* Start SOURCE EXCERPT *

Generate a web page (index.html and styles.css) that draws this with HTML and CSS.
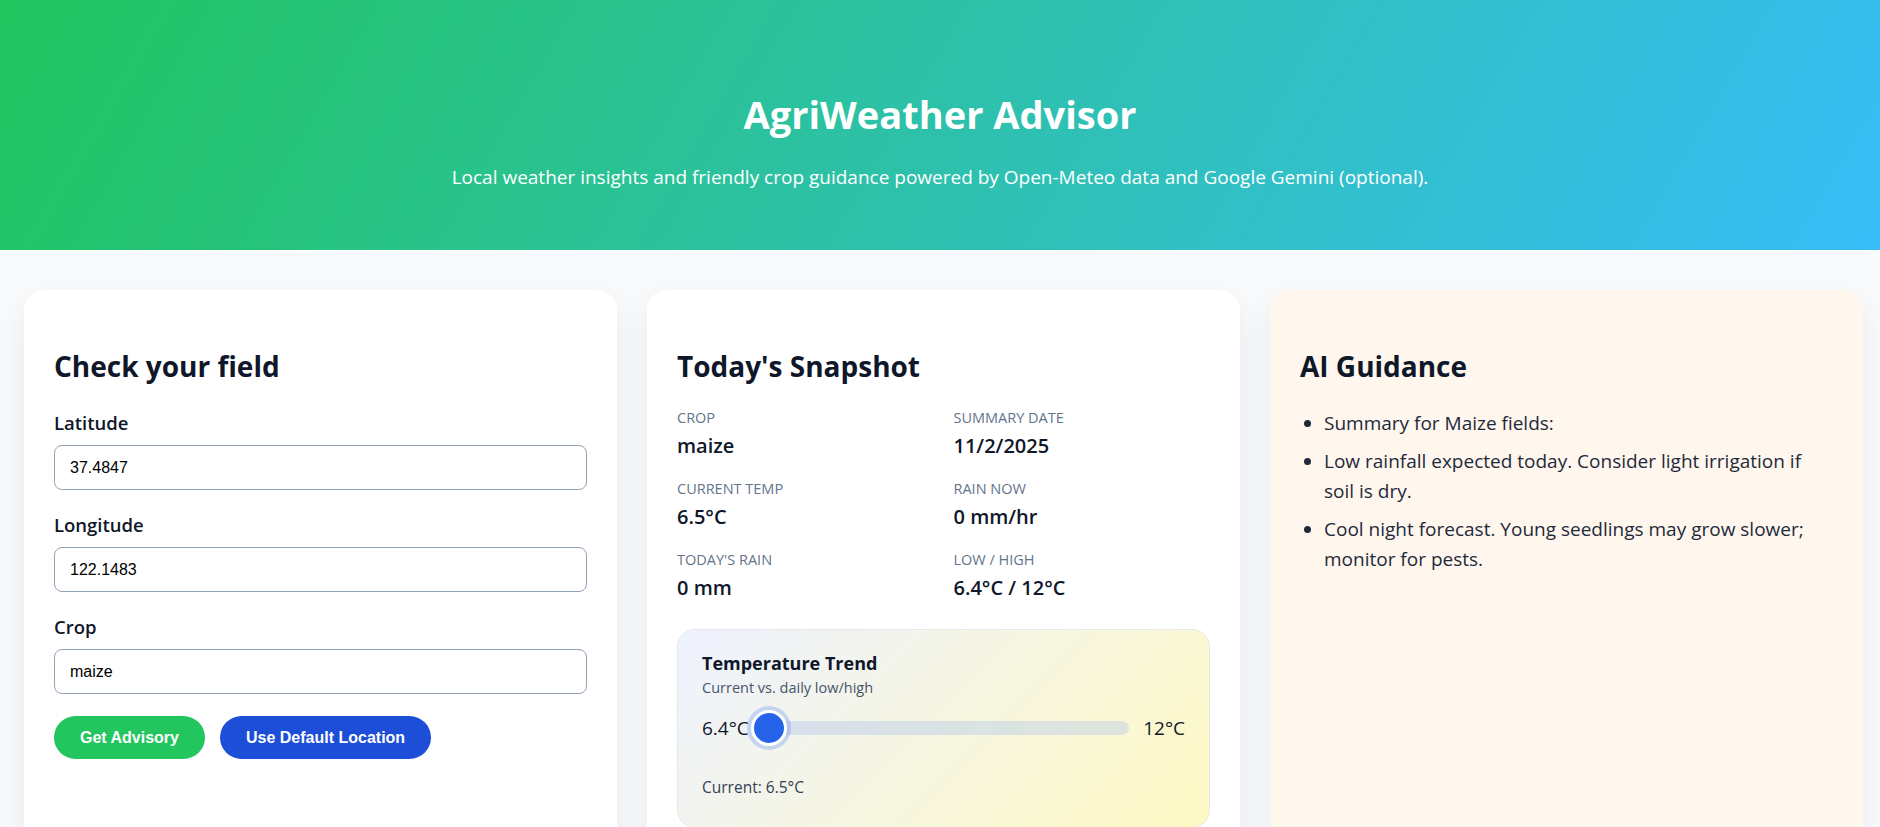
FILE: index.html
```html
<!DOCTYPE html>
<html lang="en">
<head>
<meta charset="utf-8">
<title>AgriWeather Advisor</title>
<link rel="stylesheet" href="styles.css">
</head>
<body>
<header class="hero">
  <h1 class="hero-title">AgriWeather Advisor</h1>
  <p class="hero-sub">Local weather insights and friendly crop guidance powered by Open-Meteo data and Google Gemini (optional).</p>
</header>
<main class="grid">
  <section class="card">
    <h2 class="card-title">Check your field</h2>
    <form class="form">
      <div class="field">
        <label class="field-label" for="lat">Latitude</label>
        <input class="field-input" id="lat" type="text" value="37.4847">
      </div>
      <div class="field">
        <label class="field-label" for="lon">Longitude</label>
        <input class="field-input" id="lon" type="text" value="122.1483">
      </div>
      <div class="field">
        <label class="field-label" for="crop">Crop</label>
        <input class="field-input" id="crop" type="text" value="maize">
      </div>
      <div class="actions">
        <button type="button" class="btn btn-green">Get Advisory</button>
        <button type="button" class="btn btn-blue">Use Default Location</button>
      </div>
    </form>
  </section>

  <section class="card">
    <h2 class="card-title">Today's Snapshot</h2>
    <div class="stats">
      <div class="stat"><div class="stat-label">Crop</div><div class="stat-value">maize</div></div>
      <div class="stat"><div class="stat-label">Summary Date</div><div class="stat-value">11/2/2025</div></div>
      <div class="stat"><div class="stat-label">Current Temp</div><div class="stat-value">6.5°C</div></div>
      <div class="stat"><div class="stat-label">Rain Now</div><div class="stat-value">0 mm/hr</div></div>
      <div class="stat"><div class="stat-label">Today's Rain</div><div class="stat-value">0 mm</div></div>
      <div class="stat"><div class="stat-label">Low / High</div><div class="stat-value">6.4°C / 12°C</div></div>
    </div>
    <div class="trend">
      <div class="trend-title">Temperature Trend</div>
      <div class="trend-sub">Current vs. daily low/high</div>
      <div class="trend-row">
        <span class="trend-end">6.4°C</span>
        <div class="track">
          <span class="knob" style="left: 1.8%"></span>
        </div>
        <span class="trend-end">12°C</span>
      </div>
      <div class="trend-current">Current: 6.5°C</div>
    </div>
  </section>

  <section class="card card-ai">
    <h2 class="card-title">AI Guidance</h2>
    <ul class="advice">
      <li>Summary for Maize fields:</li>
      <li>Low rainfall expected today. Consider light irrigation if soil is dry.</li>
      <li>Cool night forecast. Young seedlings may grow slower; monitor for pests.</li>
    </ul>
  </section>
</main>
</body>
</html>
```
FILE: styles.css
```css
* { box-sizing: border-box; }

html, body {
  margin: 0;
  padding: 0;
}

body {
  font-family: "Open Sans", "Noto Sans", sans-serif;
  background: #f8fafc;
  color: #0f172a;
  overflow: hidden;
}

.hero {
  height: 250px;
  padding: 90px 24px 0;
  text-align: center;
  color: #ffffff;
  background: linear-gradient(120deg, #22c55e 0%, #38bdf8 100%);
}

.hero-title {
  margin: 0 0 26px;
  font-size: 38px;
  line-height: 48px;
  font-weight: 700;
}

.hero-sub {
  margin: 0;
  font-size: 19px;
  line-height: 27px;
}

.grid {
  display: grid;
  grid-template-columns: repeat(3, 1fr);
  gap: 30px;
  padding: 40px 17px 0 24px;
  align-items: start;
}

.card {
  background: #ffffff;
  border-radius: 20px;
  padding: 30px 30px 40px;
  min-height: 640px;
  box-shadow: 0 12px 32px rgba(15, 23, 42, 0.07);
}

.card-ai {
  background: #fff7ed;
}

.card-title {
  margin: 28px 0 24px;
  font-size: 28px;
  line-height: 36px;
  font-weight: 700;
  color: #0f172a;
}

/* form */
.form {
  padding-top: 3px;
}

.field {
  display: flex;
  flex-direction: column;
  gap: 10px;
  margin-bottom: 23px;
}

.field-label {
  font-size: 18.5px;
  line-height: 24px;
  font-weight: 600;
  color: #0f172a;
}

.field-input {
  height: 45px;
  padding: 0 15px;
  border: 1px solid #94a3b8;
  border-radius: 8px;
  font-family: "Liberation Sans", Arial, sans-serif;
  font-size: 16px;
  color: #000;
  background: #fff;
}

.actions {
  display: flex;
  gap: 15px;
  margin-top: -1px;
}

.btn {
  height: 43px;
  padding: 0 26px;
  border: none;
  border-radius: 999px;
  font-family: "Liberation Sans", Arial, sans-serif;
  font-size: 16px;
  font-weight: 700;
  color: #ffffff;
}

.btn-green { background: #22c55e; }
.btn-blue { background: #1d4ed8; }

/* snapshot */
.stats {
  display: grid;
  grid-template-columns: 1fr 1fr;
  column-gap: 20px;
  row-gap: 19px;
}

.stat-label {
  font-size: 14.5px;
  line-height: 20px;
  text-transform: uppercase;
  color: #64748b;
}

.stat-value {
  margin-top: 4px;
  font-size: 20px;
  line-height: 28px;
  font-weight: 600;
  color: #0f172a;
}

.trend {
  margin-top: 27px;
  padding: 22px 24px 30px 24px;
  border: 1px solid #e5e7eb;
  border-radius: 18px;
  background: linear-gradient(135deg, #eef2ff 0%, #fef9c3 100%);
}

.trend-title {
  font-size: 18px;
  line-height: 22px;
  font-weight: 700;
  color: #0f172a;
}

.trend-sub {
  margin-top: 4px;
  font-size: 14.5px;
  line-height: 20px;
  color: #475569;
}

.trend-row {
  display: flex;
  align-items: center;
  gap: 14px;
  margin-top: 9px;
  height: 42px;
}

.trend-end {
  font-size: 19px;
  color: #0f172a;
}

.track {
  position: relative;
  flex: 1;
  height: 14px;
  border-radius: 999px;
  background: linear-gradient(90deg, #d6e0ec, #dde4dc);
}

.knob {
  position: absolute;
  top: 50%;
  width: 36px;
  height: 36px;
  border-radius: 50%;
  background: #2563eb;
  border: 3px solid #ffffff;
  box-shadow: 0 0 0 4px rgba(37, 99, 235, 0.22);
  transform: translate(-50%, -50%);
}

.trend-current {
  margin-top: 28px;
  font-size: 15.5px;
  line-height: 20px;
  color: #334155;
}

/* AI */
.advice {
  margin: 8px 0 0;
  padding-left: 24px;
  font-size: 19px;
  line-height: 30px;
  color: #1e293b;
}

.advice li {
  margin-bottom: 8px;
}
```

* End SOURCE EXCERPT *

Each line of the data is to be duplicated exactly; pictures stay out of the copy.

### COMPLETED EXERCISE
Generate a web page (index.html and styles.css) that draws this with HTML and CSS.
FILE: index.html
```html
<!DOCTYPE html>
<html lang="en">
<head>
<meta charset="utf-8">
<title>AgriWeather Advisor</title>
<link rel="stylesheet" href="styles.css">
</head>
<body>
<header class="hero">
  <h1 class="hero-title">AgriWeather Advisor</h1>
  <p class="hero-sub">Local weather insights and friendly crop guidance powered by Open-Meteo data and Google Gemini (optional).</p>
</header>
<main class="grid">
  <section class="card">
    <h2 class="card-title">Check your field</h2>
    <form class="form">
      <div class="field">
        <label class="field-label" for="lat">Latitude</label>
        <input class="field-input" id="lat" type="text" value="37.4847">
      </div>
      <div class="field">
        <label class="field-label" for="lon">Longitude</label>
        <input class="field-input" id="lon" type="text" value="122.1483">
      </div>
      <div class="field">
        <label class="field-label" for="crop">Crop</label>
        <input class="field-input" id="crop" type="text" value="maize">
      </div>
      <div class="actions">
        <button type="button" class="btn btn-green">Get Advisory</button>
        <button type="button" class="btn btn-blue">Use Default Location</button>
      </div>
    </form>
  </section>

  <section class="card">
    <h2 class="card-title">Today's Snapshot</h2>
    <div class="stats">
      <div class="stat"><div class="stat-label">Crop</div><div class="stat-value">maize</div></div>
      <div class="stat"><div class="stat-label">Summary Date</div><div class="stat-value">11/2/2025</div></div>
      <div class="stat"><div class="stat-label">Current Temp</div><div class="stat-value">6.5°C</div></div>
      <div class="stat"><div class="stat-label">Rain Now</div><div class="stat-value">0 mm/hr</div></div>
      <div class="stat"><div class="stat-label">Today's Rain</div><div class="stat-value">0 mm</div></div>
      <div class="stat"><div class="stat-label">Low / High</div><div class="stat-value">6.4°C / 12°C</div></div>
    </div>
    <div class="trend">
      <div class="trend-title">Temperature Trend</div>
      <div class="trend-sub">Current vs. daily low/high</div>
      <div class="trend-row">
        <span class="trend-end">6.4°C</span>
        <div class="track">
          <span class="knob" style="left: 1.8%"></span>
        </div>
        <span class="trend-end">12°C</span>
      </div>
      <div class="trend-current">Current: 6.5°C</div>
    </div>
  </section>

  <section class="card card-ai">
    <h2 class="card-title">AI Guidance</h2>
    <ul class="advice">
      <li>Summary for Maize fields:</li>
      <li>Low rainfall expected today. Consider light irrigation if soil is dry.</li>
      <li>Cool night forecast. Young seedlings may grow slower; monitor for pests.</li>
    </ul>
  </section>
</main>
</body>
</html>
```
FILE: styles.css
```css
* { box-sizing: border-box; }

html, body {
  margin: 0;
  padding: 0;
}

body {
  font-family: "Open Sans", "Noto Sans", sans-serif;
  background: #f8fafc;
  color: #0f172a;
  overflow: hidden;
}

.hero {
  height: 250px;
  padding: 90px 24px 0;
  text-align: center;
  color: #ffffff;
  background: linear-gradient(120deg, #22c55e 0%, #38bdf8 100%);
}

.hero-title {
  margin: 0 0 26px;
  font-size: 38px;
  line-height: 48px;
  font-weight: 700;
}

.hero-sub {
  margin: 0;
  font-size: 19px;
  line-height: 27px;
}

.grid {
  display: grid;
  grid-template-columns: repeat(3, 1fr);
  gap: 30px;
  padding: 40px 17px 0 24px;
  align-items: start;
}

.card {
  background: #ffffff;
  border-radius: 20px;
  padding: 30px 30px 40px;
  min-height: 640px;
  box-shadow: 0 12px 32px rgba(15, 23, 42, 0.07);
}

.card-ai {
  background: #fff7ed;
}

.card-title {
  margin: 28px 0 24px;
  font-size: 28px;
  line-height: 36px;
  font-weight: 700;
  color: #0f172a;
}

/* form */
.form {
  padding-top: 3px;
}

.field {
  display: flex;
  flex-direction: column;
  gap: 10px;
  margin-bottom: 23px;
}

.field-label {
  font-size: 18.5px;
  line-height: 24px;
  font-weight: 600;
  color: #0f172a;
}

.field-input {
  height: 45px;
  padding: 0 15px;
  border: 1px solid #94a3b8;
  border-radius: 8px;
  font-family: "Liberation Sans", Arial, sans-serif;
  font-size: 16px;
  color: #000;
  background: #fff;
}

.actions {
  display: flex;
  gap: 15px;
  margin-top: -1px;
}

.btn {
  height: 43px;
  padding: 0 26px;
  border: none;
  border-radius: 999px;
  font-family: "Liberation Sans", Arial, sans-serif;
  font-size: 16px;
  font-weight: 700;
  color: #ffffff;
}

.btn-green { background: #22c55e; }
.btn-blue { background: #1d4ed8; }

/* snapshot */
.stats {
  display: grid;
  grid-template-columns: 1fr 1fr;
  column-gap: 20px;
  row-gap: 19px;
}

.stat-label {
  font-size: 14.5px;
  line-height: 20px;
  text-transform: uppercase;
  color: #64748b;
}

.stat-value {
  margin-top: 4px;
  font-size: 20px;
  line-height: 28px;
  font-weight: 600;
  color: #0f172a;
}

.trend {
  margin-top: 27px;
  padding: 22px 24px 30px 24px;
  border: 1px solid #e5e7eb;
  border-radius: 18px;
  background: linear-gradient(135deg, #eef2ff 0%, #fef9c3 100%);
}

.trend-title {
  font-size: 18px;
  line-height: 22px;
  font-weight: 700;
  color: #0f172a;
}

.trend-sub {
  margin-top: 4px;
  font-size: 14.5px;
  line-height: 20px;
  color: #475569;
}

.trend-row {
  display: flex;
  align-items: center;
  gap: 14px;
  margin-top: 9px;
  height: 42px;
}

.trend-end {
  font-size: 19px;
  color: #0f172a;
}

.track {
  position: relative;
  flex: 1;
  height: 14px;
  border-radius: 999px;
  background: linear-gradient(90deg, #d6e0ec, #dde4dc);
}

.knob {
  position: absolute;
  top: 50%;
  width: 36px;
  height: 36px;
  border-radius: 50%;
  background: #2563eb;
  border: 3px solid #ffffff;
  box-shadow: 0 0 0 4px rgba(37, 99, 235, 0.22);
  transform: translate(-50%, -50%);
}

.trend-current {
  margin-top: 28px;
  font-size: 15.5px;
  line-height: 20px;
  color: #334155;
}

/* AI */
.advice {
  margin: 8px 0 0;
  padding-left: 24px;
  font-size: 19px;
  line-height: 30px;
  color: #1e293b;
}

.advice li {
  margin-bottom: 8px;
}
```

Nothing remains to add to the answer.